И только когда Спенс начал рассказ, Никки поняла, как ему не терпелось поговорить об этом; он так оживился, что она пожалела, что не может увлечься его энтузиазмом. Он словно говорил о другом мире, который она, возможно, и посещала когда-то, но почти забыла. Хотя Никки подозревала, что все еще не оставила желания стать его частью, однако больше не испытывала такого стремления погрузиться в него, как когда-то. И вопрос о переезде в Лондон оставался таким же нерешенным, как и неделю назад. Она понимала: если все и дальше будет идти так, как сейчас, то ничего не изменится. У нее просто не хватит энергии собрать то, что останется, и устроиться на новом месте, где она еще никого и ничего не знала, несмотря на то что дом ей безумно понравился с первого взгляда. К тому же она даже не пыталась поговорить с миссис А. или мистером Пирсом о том, где в Лондоне можно найти новую патронажную сестру и педиатра. Она догадывалась, что рано или поздно ей придется сказать об этом Спенсу, но решила не затрагивать эту тему, пока он сам не начнет задавать вопросы.
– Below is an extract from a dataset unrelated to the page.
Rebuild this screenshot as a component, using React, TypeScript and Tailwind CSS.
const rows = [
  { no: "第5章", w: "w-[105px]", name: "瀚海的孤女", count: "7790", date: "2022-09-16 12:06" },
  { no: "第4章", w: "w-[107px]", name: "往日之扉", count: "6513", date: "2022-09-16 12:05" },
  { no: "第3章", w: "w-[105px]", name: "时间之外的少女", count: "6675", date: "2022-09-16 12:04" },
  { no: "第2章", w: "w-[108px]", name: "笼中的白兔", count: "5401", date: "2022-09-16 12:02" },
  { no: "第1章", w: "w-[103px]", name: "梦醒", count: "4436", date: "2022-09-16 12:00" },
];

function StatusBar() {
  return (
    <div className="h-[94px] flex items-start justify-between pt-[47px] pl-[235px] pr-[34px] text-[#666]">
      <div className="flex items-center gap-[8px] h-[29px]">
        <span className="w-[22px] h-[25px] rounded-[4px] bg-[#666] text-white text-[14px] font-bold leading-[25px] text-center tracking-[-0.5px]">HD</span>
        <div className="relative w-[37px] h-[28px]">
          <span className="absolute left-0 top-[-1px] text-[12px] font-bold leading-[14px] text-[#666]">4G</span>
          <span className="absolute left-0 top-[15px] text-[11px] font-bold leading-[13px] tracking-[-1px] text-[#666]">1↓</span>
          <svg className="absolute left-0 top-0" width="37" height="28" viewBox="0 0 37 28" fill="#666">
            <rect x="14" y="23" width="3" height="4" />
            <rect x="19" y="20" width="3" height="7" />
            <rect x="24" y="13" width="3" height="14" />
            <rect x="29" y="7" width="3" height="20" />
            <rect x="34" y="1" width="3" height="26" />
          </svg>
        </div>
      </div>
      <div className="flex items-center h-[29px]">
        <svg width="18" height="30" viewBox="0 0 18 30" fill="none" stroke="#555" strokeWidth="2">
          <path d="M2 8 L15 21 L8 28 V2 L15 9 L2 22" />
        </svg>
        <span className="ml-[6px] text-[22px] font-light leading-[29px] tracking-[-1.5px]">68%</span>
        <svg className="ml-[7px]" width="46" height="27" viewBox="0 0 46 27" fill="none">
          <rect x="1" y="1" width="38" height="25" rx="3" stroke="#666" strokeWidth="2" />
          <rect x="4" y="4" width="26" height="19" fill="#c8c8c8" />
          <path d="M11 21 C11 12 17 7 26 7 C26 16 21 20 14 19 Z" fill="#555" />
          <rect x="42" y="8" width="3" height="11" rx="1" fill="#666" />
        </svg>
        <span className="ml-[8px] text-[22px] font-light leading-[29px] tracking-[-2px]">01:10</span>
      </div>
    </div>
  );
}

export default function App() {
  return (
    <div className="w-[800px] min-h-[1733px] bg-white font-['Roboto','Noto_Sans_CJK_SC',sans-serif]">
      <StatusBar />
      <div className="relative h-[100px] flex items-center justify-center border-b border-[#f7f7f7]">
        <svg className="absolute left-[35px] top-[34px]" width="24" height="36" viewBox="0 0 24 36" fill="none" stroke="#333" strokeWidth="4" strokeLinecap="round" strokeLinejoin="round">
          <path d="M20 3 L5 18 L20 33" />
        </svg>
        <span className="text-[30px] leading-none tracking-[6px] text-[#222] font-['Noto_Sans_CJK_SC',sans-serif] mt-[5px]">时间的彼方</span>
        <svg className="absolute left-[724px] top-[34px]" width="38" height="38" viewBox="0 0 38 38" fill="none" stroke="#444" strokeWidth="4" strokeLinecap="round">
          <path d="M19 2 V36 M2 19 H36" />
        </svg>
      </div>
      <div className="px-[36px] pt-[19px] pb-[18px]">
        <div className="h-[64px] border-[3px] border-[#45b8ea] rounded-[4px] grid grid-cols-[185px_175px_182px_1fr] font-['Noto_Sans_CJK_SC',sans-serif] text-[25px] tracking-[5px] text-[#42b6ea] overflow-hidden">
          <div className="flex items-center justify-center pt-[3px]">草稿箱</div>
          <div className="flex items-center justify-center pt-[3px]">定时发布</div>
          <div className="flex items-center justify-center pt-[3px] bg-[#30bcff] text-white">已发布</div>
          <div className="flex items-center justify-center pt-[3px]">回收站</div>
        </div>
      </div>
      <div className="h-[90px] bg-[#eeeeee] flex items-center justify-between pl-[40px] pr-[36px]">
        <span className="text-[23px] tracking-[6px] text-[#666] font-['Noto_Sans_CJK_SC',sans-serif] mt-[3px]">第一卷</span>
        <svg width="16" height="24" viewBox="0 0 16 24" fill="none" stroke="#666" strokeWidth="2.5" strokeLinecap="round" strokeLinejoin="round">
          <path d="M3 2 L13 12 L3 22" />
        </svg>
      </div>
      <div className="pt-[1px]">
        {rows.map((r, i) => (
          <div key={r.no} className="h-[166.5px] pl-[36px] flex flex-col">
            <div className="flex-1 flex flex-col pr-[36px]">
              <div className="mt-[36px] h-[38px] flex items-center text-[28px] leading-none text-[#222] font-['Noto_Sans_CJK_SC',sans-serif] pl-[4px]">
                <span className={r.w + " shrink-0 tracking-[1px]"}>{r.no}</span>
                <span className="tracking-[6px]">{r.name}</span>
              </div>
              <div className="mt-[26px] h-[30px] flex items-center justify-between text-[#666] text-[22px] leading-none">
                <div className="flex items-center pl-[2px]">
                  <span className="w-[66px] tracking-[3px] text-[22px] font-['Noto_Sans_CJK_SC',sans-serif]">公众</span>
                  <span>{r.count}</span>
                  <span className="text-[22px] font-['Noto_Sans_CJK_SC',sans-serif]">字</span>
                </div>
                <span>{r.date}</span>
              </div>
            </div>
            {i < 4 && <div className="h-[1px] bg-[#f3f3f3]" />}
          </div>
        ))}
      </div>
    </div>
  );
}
К счастью, он ни о чем не спрашивал — возможно, потому, что уже чувствовал, каким будет ее ответ, или потому, что сейчас ему было легче возвращаться по ночам в дом, где его не ждет жена. Или — где его не ждет орущий ребенок. Хотя Зак, похоже, вел себя намного лучше, когда Спенс был рядом.

Когда они легли спать, Никки поняла, что не может заснуть, несмотря на то что Зак успокоился, а Спенс отрубился, как только лег. Она все время порывалась обсудить визит своих родителей, но все еще не знала, что именно хотела сказать. Никки понимала, что совершенно запуталась, а поскольку ей никак не удавалось отоспаться, чтобы более-менее владеть эмоциями, наверное, лучше не видеться с ними, пока к ней не вернется самообладание. Но ей было обидно, что они не предприняли еще одну попытку связаться с ней. Почему так, недоумевала она, лежа и пристально глядя в темноту. Она понимала, что все они любят друг друга, возможно, даже слишком сильно любят; так почему им всем так трудно общаться друг с другом?